You see, running for me is more than exercise. It is freedom. It is the space where I can breathe, sweat, think, and move forward without stumbling over anyone’s toes, except maybe the occasional cat or squirrel in the neighborhood. Unlike dancing, running doesn’t require perfection. It only asks that you keep going, step by step, even when your knees complain or the heat of summer slows you down. In many ways, running has become my metaphor for living: keep moving, keep pushing, don’t stop even if you’re not the most graceful.

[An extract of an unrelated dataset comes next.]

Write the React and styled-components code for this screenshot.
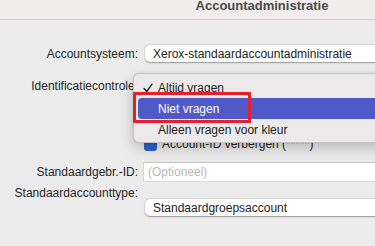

And maybe that’s where the logic ties in. We live in a world full of complicated “dance steps” we can’t quite master. In our motherland, the Philippines, corruption continues to trip us up. Inflation and economic struggles weigh heavily on families trying to survive. And beyond our shores, wars rage in Europe and the Middle East, shaking the rhythm of peace for the whole world. These problems are overwhelming, like a complicated ballroom routine where we can’t keep track of the beat. And yet, just like in dance class, we often stumble, fall, and end up looking foolish.
So, what do we do? We run. Not run away, but run toward something. Running is a way of saying, “I may not control the whole world, but I can start with myself.” I can choose discipline, health, and clarity of mind. I can choose to keep moving even when life’s choreography feels impossible. By strengthening ourselves, body, mind, and spirit—we take the first step in confronting the chaos around us, whether directly or indirectly. It is our personal protest against helplessness.
So yes, I am running—because I don’t know how to dance. But more than that, I am running because life itself is not about perfect steps; it is about the courage to keep moving forward even when the music is messy and the floor is uneven. My wife and I may never master the cha-cha, but we have found our own rhythm, our own pace. And in this simple act of running, there is humor, there is health, and there is hope. Because sometimes, the best way to face a world out of step is simply to keep running, one honest step at a time.